You can keep physical copies or digital copies. If you go digital, make sure your system is organized and backed up. Cloud storage is a good option for this.

When to Get Professional Help

Taxes can be complicated, and reselling adds unique layers. If you find yourself overwhelmed, confused, or dealing with significant income, it’s wise to seek professional help.

A Certified Public Accountant (CPA) or an Enrolled Agent (EA) can be invaluable. They specialize in tax preparation and planning.

A tax professional can help you:

  • Understand your specific tax obligations in your state and federally.
  • Identify all eligible deductions you might be missing.
  • Set up a system for record-keeping.
  • Calculate and file your estimated taxes.
  • Prepare and file your annual tax return.
  • Represent you in case of an audit.

While there is a cost associated with hiring a tax professional, it often pays for itself. They can help you save money through accurate deductions and avoid costly mistakes or penalties. Think of it as an investment in your business’s financial health.

Common Reselling Tax Mistakes to Avoid

Being aware of common errors can save you a lot of headaches.
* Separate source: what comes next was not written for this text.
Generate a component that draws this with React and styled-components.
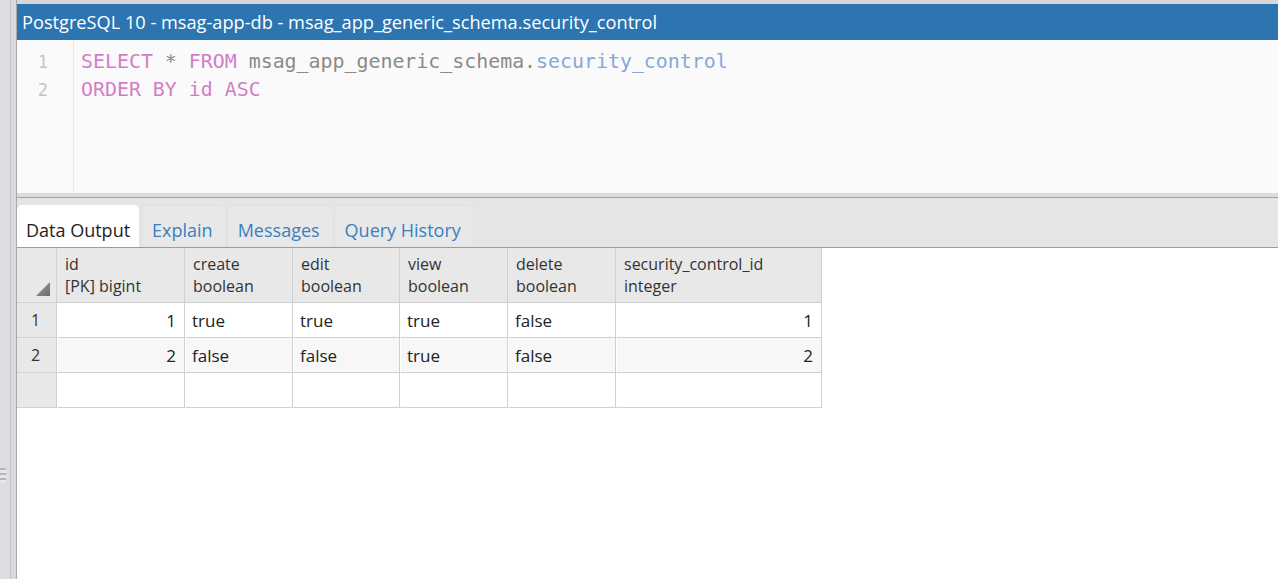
import React from "react";
import styled, { createGlobalStyle } from "styled-components";

const GlobalStyle = createGlobalStyle`
  html, body {
    margin: 0;
    padding: 0;
    background: #ffffff;
    overflow: hidden;
  }
  body {
    font-family: "Open Sans", "Noto Sans", sans-serif;
  }
`;

const Screen = styled.div`
  display: flex;
  width: 1278px;
  height: 579px;
  overflow: hidden;
`;

const LeftRail = styled.div`
  width: 17px;
  flex-shrink: 0;
  box-sizing: border-box;
  padding-top: 468px;
  background: linear-gradient(
    to right,
    #dcdde0 0,
    #dcdde0 10px,
    #c6c7c9 10px,
    #c6c7c9 11px,
    #d9dadc 11px
  );
  border-right: 1px solid #a9a9a9;
`;

const Grip = styled.div`
  width: 6px;
  height: 15px;
  background: repeating-linear-gradient(
    to bottom,
    #b4b4b4 0,
    #b4b4b4 2px,
    #e6e6e6 2px,
    #e6e6e6 5px
  );
`;

const Main = styled.div`
  flex: 1;
  display: flex;
  flex-direction: column;
  min-width: 0;
`;

const TopStrip = styled.div`
  height: 4px;
  background: #d7d7d7;
`;

const TitleBar = styled.div`
  height: 36px;
  display: flex;
  align-items: center;
  padding-left: 5px;
  background: #2c75b1;
  color: #ffffff;
  font-size: 18.2px;
  white-space: nowrap;
`;

const Editor = styled.div`
  height: 153px;
  display: flex;
  background: #fafafa;
`;

const Gutter = styled.div`
  width: 57px;
  flex-shrink: 0;
  border-right: 1px solid #ececec;
  padding-top: 8px;
  font-family: "DejaVu Sans Mono", "Liberation Mono", monospace;
  font-size: 17px;
  color: #c4c4c4;
  text-align: right;
  box-sizing: border-box;
  padding-right: 25px;
`;

const Code = styled.div`
  padding: 8px 0 0 7px;
  font-family: "DejaVu Sans Mono", "Liberation Mono", monospace;
  font-size: 19.9px;
  color: #8a8a8a;
`;

const Line = styled.div`
  height: 28px;
  line-height: 28px;
  white-space: pre;
`;

const Tok = styled.span`
  color: ${({ $kind }) =>
    $kind === "kw" ? "#d27ec7" : $kind === "tbl" ? "#83a9d9" : "#8a8a8a"};
`;

const Splitter = styled.div`
  height: 4px;
  background: #dcdcdc;
  border-bottom: 1px solid #a3a3a3;
`;

const TabBar = styled.div`
  height: 42px;
  padding-top: 7px;
  display: flex;
  align-items: stretch;
  gap: 1px;
  background: #e5e5e5;
  border-bottom: 1px solid #9c9c9c;
`;

const Tab = styled.div`
  display: flex;
  align-items: center;
  padding: ${({ $active }) => ($active ? "8px 9px 0 9px" : "8px 12px 0 11px")};
  margin-left: ${({ $first }) => ($first ? "0" : "1px")};
  font-size: 18px;
  border-radius: 5px 5px 0 0;
  color: ${({ $active }) => ($active ? "#1e1e1e" : "#3a7fbe")};
  background: ${({ $active }) => ($active ? "#ffffff" : "#e8e8e8")};
  box-shadow: ${({ $active }) =>
    $active ? "none" : "inset 0 1px 0 #e0e0e0, inset 1px 0 0 #e0e0e0"};
`;

const GridArea = styled.div`
  flex: 1;
  background: #ffffff;
`;

const Grid = styled.div`
  display: grid;
  grid-template-columns: 40px 128px 108px 107px 108px 108px 206px;
  grid-auto-rows: 35px;
  grid-template-rows: 55px;
  width: max-content;
`;

const HeadCell = styled.div`
  position: relative;
  box-sizing: border-box;
  padding: 5px 8px 0;
  background: #e8e8e8;
  border-right: 1px solid #d0d0d0;
  border-bottom: 1px solid #d0d0d0;
  font-size: 16px;
  line-height: 22px;
  color: #333333;
  white-space: nowrap;
`;

const SortMark = styled.svg`
  position: absolute;
  right: 6px;
  bottom: 6px;
`;

const RowNum = styled.div`
  box-sizing: border-box;
  display: flex;
  align-items: center;
  padding-left: 14px;
  background: #e8e8e8;
  border-right: 1px solid #d0d0d0;
  border-bottom: 1px solid #d0d0d0;
  font-size: 16px;
  color: #333333;
`;

const Cell = styled.div`
  box-sizing: border-box;
  display: flex;
  align-items: center;
  justify-content: ${({ $num }) => ($num ? "flex-end" : "flex-start")};
  padding: 0 8px 0 6px;
  background: ${({ $alt }) => ($alt ? "#f7f7f7" : "#ffffff")};
  border-right: 1px solid #d0d0d0;
  border-bottom: 1px solid #d0d0d0;
  border-left: 1px solid #ffffff;
  font-size: 17px;
  color: #222222;
`;

const columns = [
  { name: "id", type: "[PK] bigint", num: true },
  { name: "create", type: "boolean" },
  { name: "edit", type: "boolean" },
  { name: "view", type: "boolean" },
  { name: "delete", type: "boolean" },
  { name: "security_control_id", type: "integer", num: true },
];

const rows = [
  ["1", "true", "true", "true", "false", "1"],
  ["2", "false", "false", "true", "false", "2"],
  ["", "", "", "", "", ""],
];

const tabs = ["Data Output", "Explain", "Messages", "Query History"];

export default function App() {
  return (
    <>
      <GlobalStyle />
      <Screen>
        <LeftRail>
          <Grip />
        </LeftRail>
        <Main>
          <TopStrip />
          <TitleBar>
            PostgreSQL 10 - msag-app-db - msag_app_generic_schema.security_control
          </TitleBar>
          <Editor>
            <Gutter>
              <Line>1</Line>
              <Line>2</Line>
            </Gutter>
            <Code>
              <Line>
                <Tok $kind="kw">SELECT</Tok> * <Tok $kind="kw">FROM</Tok>{" "}
                msag_app_generic_schema.<Tok $kind="tbl">security_control</Tok>
              </Line>
              <Line>
                <Tok $kind="kw">ORDER BY id ASC</Tok>
              </Line>
            </Code>
          </Editor>
          <Splitter />
          <TabBar>
            {tabs.map((t, i) => (
              <Tab key={t} $active={i === 0} $first={i === 0}>
                {t}
              </Tab>
            ))}
          </TabBar>
          <GridArea>
            <Grid>
              <HeadCell>
                <SortMark width="14" height="14" viewBox="0 0 14 14">
                  <defs>
                    <linearGradient id="sm" x1="0" y1="0" x2="1" y2="1">
                      <stop offset="0" stopColor="#9a9a9a" />
                      <stop offset="1" stopColor="#6e6e6e" />
                    </linearGradient>
                  </defs>
                  <polygon points="14,0 14,14 0,14" fill="url(#sm)" />
                </SortMark>
              </HeadCell>
              {columns.map((c) => (
                <HeadCell key={c.name}>
                  {c.name}
                  <br />
                  {c.type}
                </HeadCell>
              ))}
              {rows.map((r, ri) => (
                <React.Fragment key={ri}>
                  <RowNum>{r[0] ? ri + 1 : ""}</RowNum>
                  {r.map((v, ci) => (
                    <Cell key={ci} $num={columns[ci].num} $alt={ri === 1}>
                      {v}
                    </Cell>
                  ))}
                </React.Fragment>
              ))}
            </Grid>
          </GridArea>
        </Main>
      </Screen>
    </>
  );
}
Here are a few pitfalls to watch out for:

  • Not Tracking Everything: Small expenses add up. If you don’t track them, you miss out on deductions.
  • Mixing Personal and Business Funds: This makes tracking income and expenses a nightmare. Use separate bank accounts.
  • Ignoring Sales Tax: States are getting more aggressive in enforcing sales tax collection.
  • Not Paying Estimated Taxes: This can lead to penalties and interest.
  • Claiming Non-Business Expenses: Stick to expenses that are directly related to your reselling activities.
  • Not Keeping Records: If the IRS asks for proof, you need it.

My Own Tax Wake-Up Call

I remember my first year selling seriously on eBay. I was having a blast finding cool vintage items and turning a nice profit. I felt like I had discovered a goldmine.

When tax season rolled around, I just kind of guessed at my numbers. I figured, “It’s just a hobby, how much can it really be?”

Boy, was I wrong. I hadn’t kept any receipts for the items I bought. I didn’t track the shipping fees I paid, or the fees from eBay.

When I tried to pull up my sales reports, it was a mess. I spent days digging through old emails and bank statements.

I ended up paying more in taxes than I should have because I missed out on so many deductions. Worse, I was stressed and anxious the whole time. It was a hard lesson.

Ever since then, I’ve treated my reselling like a real business. I have a dedicated spreadsheet, I keep every single receipt in a folder, and I use a separate bank account. It makes all the difference.

Now, tax time is just a procedural step, not a panic-inducing event.

Structuring Your Records Digitally

If you’re not a fan of physical folders, going digital is the way to go. There are many great tools available to help you manage your reselling finances. Here are some popular options:

  • Spreadsheets: Google Sheets or Microsoft Excel are excellent for tracking sales, expenses, and inventory. You can create custom columns for whatever data you need.
  • Accounting Software: Programs like QuickBooks Self-Employed, Xero, or Wave offer more robust features. They can link to your bank accounts, track mileage, and help with invoicing.
  • Dedicated Reselling Software: Some apps are built specifically for online sellers. They might help with inventory management, pricing, and sales tracking across multiple platforms.
  • Receipt Scanning Apps: Apps like Adobe Scan, Microsoft Lens, or Evernote allow you to take photos of receipts and store them digitally.

The key is to find a system that works for you and that you’ll actually use consistently. Regularity is more important than the specific tool you choose.

Final Thoughts on Your Reselling Tax Journey

Navigating the world of reselling taxes doesn’t have to be daunting. By understanding what income to report and what expenses you can deduct, you can approach tax season with confidence. Remember to track everything diligently.

Keep good records, stay organized, and don’t hesitate to seek professional advice when needed.

Treating your reselling activity as a business from the start will save you time, money, and stress in the long run. You’re building something, and managing your finances well is a crucial part of that success. Happy selling and happy filing!